Bachelard calls this process (perhaps following Cassirer’s Substance and Function) the ‘functionalization’ of the terms, since it replaces absolute notions with functional concepts. This is why we must not interpret what Bachelard says about the dew point as meaning that dew is investigated by the scientist only in so far as it confirms or refutes an already given scientific law. It is rather that the phenomenon itself becomes a variant or a variable in the correlation between co-determined concepts. The entire world is as if folded within itself, and all dimensions of reality now refer to one another, as in a play of echoes. The problematic is not the theory itself, it is not the set of formulated laws held to govern any particular domain:
it is the structure of the theory; that is, the way the different concepts are diverted from their isolated and immediate ordinary semantic sense and redefined in relation to one another.

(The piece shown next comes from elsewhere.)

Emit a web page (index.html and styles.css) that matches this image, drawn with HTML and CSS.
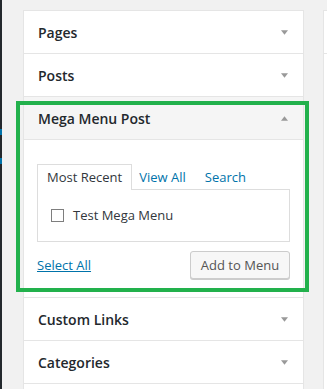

It is important to note, however, that this process is never-ending. We don’t go from substantial terms to functional concepts at one stroke; there are degrees and levels of ‘functionalization’ of the terms we use, and no set of concepts is ever entirely functionalized.
There always remains some room for what Bachelard would call (without negative overtones) ‘imaginary’ associations. This is why the relation between ordinary language experience and scientific problematization is a progressive one as much as it is a dialectical one.
The passage translated here constantly emphasizes this element, the interesting object, for instance, being ‘an object for which the process of objectification has not been achieved’. The scientific mind is for Bachelard an ever greater effort to create within our own thought or our own language a sort of internal environment [milieu] (in the sense in which it is said that the organisms have both an external environment and an internal one), which consists in replacing the external relations that notions of the theory maintain with extra-theoretical entities by internal relations operating within the theory. In other words, if we problematize the world, it is neither because the world reveals itself in some enigmatic light, nor because our theories offer different alternative routes of empirical verification, but because our own thought proceeds as a process that structures a set of propositions. The structure is neither given in advance, nor constructed: it is all in the making.
We can now see how problems can have an ontological dimension for Bachelard, while being at the same time constructed: they are to be constructed, they are the metastable part both of mind and of reality, which will distribute the two sides of the single process-reality differently, according to its requirements. This hints towards a pragmatic ontology for which to be does not mean to be finished, but on the contrary to be in the making. That problems are in fact vectors of structuration, while structures are always in the making, are just some of the wider implications of Bachelard’s concept of ‘problematic’, which are only today beginning to receive their full meaning.